Coldplay just might be the hardest-working live band of the past decade – at least of the arena variety.
They want you to have fun, to sink into their often-elegant pop-rock and feel the emotion seeping out of Chris Martin’s furrowed brow.
They want you to cheer with delight at the showers of confetti whooshed in the air and nod approvingly at their neon-graffiti stage backdrop, thinking, “Huh, that actually looks really awesome.”
They hope you walk out of the venue thinking they’re fine musicians, but also casually cool guys, the type you’d want to have a drink with to discuss politics or movies or baby names.
And guess what? They succeed at every attempt.
It hasn’t been quite a year since Coldplay last played Atlanta, headlining the return of Music Midtown in Piedmont Park last fall and performing for about 40,000 people. But Monday’s gig at Philips Arena was a SRO sellout, so clearly there is demand for the music of Martin, Jonny Buckland (guitar), Will Champion (drummer-plus-piano-plus-guitar) and Guy Berryman (bass).
This tour behind “Mylo Xyloto” launched last fall overseas, played a few U.S. dates in April, then returned here about two weeks ago.
Some of the two-hour show was precise and choreographed, such as the parts with the inventive light-up bracelets handed out to fans as they entered the arena. But even the scripted parts felt natural.
Most bands wait until the end of a show to wow the audience with interactive effects, but not Coldplay.
As soon as the quartet kicked off the concert with “Hurts Like Heaven,” the multi-colored bracelets flickered like stained-glass windows come to life, creating an awe-inspiring glow.
Immediately after “Heaven,” Martin folded his lanky frame over the keyboard of his upright piano for “In My Place” and within seconds, giant blowers sent thousands of pieces of confetti in the font of the letters from “Mylo Xyloto” into the air.
Martin, in all his springy goofiness, pogo-ed down the catwalk extending from the stage, grinning like a schoolboy on summer break under the falling paper.
The band might have brought an arsenal of toys, but the music never felt secondary to the visual distractions.
Coldplay is a band like U2 is a band. Take away one member and the magic is gone. But there is also a de facto leader and Martin, while not as dynamic as Bono, handles the role with quiet charm and grace.
“Thank you for going through all of the crap you have to go through to come to a concert,” he told the crowd early in the show.
Their reward was watching him spar with Buckland like a matador and bull on the rougher-edged “Major Minus” and hear Martin’s lovely swoop of a voice hit all the right notes in “The Scientist.”
Coldplay’s best songs fit the “memorable” category because they’re so melodic, they ache (talking about you, “Lovers in Japan”).

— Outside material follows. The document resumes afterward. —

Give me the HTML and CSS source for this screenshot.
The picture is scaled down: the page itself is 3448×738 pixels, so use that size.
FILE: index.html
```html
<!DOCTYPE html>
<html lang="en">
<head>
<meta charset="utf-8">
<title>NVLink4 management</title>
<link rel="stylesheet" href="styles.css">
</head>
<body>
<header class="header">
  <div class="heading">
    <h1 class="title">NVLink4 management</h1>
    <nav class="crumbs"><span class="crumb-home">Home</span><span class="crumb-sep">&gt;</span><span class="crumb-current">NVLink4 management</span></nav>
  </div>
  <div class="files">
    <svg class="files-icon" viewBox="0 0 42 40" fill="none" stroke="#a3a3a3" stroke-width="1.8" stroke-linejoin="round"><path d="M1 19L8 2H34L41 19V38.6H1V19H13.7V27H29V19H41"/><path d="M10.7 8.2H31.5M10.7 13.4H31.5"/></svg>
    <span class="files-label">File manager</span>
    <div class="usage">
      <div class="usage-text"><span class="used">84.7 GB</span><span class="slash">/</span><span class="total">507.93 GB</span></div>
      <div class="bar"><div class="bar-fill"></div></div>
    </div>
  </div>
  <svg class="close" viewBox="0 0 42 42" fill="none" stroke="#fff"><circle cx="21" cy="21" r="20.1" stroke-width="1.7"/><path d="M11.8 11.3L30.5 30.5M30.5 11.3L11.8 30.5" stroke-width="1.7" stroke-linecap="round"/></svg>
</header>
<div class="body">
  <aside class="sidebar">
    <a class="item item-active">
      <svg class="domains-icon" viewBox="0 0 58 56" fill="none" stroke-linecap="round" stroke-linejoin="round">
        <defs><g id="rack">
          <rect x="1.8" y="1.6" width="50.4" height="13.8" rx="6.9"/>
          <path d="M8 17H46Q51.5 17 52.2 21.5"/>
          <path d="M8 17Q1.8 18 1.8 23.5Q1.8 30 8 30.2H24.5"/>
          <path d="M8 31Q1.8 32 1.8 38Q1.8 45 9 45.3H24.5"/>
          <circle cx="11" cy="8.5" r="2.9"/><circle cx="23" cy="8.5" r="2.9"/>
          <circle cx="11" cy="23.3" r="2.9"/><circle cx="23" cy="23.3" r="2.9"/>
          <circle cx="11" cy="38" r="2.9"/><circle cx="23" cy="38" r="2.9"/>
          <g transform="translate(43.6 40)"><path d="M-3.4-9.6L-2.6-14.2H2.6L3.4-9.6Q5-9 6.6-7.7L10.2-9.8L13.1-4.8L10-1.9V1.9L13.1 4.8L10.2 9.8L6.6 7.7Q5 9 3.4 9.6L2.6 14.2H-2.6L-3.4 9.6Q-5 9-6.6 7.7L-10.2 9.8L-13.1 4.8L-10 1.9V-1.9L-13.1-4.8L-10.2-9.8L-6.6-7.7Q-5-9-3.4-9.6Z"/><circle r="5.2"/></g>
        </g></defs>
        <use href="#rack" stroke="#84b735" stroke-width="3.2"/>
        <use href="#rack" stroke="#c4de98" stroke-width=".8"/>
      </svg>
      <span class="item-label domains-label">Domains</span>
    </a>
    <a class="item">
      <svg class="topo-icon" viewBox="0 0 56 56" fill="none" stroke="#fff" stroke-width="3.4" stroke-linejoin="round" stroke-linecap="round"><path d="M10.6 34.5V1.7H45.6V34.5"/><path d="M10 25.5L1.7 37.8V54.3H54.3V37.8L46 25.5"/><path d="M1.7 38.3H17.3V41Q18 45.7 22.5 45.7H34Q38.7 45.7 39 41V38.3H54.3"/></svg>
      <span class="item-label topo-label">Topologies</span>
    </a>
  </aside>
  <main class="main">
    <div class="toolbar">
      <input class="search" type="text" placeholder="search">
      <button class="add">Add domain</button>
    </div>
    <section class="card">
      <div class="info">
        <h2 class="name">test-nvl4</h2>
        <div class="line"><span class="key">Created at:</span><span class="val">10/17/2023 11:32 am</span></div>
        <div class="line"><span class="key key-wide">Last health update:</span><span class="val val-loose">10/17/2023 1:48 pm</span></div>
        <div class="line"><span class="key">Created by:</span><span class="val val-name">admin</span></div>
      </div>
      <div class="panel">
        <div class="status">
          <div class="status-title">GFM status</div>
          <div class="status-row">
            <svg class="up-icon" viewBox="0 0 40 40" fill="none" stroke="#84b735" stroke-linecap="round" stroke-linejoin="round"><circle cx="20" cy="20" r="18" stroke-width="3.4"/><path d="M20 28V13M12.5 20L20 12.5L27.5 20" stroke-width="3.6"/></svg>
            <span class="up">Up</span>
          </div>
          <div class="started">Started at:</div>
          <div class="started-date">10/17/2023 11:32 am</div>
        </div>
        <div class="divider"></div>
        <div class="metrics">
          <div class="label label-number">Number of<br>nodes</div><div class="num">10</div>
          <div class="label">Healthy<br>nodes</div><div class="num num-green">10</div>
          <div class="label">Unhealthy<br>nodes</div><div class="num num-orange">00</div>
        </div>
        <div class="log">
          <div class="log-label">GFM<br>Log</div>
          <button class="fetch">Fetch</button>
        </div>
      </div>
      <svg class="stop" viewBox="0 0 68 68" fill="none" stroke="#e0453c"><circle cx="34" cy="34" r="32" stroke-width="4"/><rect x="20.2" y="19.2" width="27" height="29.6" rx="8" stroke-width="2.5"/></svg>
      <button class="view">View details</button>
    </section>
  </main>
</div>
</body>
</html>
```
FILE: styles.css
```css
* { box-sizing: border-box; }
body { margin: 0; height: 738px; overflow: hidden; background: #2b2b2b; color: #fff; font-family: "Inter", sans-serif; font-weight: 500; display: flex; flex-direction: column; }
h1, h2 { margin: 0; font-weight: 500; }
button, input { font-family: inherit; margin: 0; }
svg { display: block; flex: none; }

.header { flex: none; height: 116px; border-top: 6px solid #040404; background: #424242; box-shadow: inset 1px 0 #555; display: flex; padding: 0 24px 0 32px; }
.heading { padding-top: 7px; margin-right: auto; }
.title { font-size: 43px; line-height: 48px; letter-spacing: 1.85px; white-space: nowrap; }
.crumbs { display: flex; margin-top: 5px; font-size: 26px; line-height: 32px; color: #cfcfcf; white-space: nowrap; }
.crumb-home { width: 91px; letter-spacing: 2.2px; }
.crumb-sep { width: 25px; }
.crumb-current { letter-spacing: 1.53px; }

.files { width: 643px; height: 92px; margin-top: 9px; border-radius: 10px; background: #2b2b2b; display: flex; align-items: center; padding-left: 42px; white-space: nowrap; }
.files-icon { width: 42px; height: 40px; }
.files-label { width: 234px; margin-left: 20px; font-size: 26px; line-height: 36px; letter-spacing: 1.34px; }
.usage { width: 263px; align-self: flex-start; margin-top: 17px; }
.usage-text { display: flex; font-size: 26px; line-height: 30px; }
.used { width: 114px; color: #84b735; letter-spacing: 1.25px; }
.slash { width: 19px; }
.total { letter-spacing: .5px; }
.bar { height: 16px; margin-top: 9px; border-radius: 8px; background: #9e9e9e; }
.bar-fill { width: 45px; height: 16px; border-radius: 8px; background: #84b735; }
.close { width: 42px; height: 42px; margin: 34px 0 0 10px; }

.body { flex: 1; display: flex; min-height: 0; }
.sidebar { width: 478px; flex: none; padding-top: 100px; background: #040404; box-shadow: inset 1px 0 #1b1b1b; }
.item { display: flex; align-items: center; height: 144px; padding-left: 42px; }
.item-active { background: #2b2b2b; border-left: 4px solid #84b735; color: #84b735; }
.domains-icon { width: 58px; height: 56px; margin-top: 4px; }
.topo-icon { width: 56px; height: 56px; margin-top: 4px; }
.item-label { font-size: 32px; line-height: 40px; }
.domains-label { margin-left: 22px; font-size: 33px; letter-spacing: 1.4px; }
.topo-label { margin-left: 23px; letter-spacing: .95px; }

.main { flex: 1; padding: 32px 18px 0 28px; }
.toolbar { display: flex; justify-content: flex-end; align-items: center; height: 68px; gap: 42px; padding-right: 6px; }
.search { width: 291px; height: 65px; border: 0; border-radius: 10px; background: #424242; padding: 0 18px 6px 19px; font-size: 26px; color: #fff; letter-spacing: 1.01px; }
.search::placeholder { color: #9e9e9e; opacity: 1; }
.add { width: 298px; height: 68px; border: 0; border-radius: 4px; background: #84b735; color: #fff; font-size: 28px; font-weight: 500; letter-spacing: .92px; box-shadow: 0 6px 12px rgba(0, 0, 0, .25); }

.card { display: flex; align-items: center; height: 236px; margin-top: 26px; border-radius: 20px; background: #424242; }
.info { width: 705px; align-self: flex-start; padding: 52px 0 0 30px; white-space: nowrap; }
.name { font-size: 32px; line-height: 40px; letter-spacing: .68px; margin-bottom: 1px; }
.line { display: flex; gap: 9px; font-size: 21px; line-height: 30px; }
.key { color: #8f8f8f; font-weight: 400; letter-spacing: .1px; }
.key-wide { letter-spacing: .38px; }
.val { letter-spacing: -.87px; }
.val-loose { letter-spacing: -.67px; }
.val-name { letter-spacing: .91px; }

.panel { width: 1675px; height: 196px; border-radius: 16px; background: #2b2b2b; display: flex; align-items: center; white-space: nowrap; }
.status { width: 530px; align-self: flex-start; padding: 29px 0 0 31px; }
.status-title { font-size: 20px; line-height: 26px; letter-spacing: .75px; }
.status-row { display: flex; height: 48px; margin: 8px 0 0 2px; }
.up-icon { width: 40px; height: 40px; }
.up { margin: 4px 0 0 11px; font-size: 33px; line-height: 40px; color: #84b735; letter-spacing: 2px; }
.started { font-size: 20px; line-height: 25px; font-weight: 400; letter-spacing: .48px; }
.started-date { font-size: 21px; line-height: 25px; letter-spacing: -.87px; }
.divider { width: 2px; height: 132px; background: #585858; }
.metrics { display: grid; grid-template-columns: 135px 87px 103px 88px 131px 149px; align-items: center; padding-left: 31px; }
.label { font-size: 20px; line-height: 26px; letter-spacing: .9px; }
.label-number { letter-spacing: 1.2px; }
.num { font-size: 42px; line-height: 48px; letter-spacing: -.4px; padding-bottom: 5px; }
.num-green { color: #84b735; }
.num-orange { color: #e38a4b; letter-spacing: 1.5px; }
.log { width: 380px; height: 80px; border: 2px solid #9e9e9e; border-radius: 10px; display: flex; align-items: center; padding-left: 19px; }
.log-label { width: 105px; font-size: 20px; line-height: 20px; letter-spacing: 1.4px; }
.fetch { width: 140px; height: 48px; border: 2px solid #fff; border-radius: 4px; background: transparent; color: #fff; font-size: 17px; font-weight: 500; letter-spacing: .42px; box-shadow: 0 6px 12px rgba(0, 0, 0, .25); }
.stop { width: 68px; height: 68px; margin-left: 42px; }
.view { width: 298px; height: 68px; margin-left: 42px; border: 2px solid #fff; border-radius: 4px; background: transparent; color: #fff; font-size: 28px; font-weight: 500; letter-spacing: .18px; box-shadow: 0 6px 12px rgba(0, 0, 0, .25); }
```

A few times during the show, the band stripped to those essentials, gathering at the end of the catwalk for a four-song set including “Princess of China” (Rihanna appeared via video) and “Warning Signs.” Later in the show, Martin and his guitar crammed into a tiny loge section in the back of the arena to croon “Us Against the World,” during which he was joined, one by one, by his mates, with Champion providing some honeyed harmonies.
When the singer was handed a cowboy hat, he plopped it on his head, grinned and said with his usual self-deprecation, “Is this a Jon Bon Jovi hat? I can’t pull it off.”
Those quiet times will be highlights for some, but it’s hard to discount the swell of joy in the venue as the crowd heartily sang the “whoa-oh-oh”’s of the majestic “Viva La Vida”; the riveting swirls of red lights that perfectly accompanied Champion’s throbbing backbeat and the tense piano that frame “Clocks”; and the gorgeous, church-like “Fix You,” which Martin intro’d with a few lines of “Georgia on My Mind.”
What’s most impressive about Coldplay is that the band doesn’t make presenting an entertaining, captivating live show look easy, because it isn’t. Martin’s shirt was soaked with sweat after the first 15 minutes and his mock exhaustion collapse at the end of “Viva” probably contained a hint of reality.
Over the years, their live shows have escalated from standard stand-on-stage-and-sing presentations to this, a polished, yet authentic, blowout.
When can we expect the stadium dates?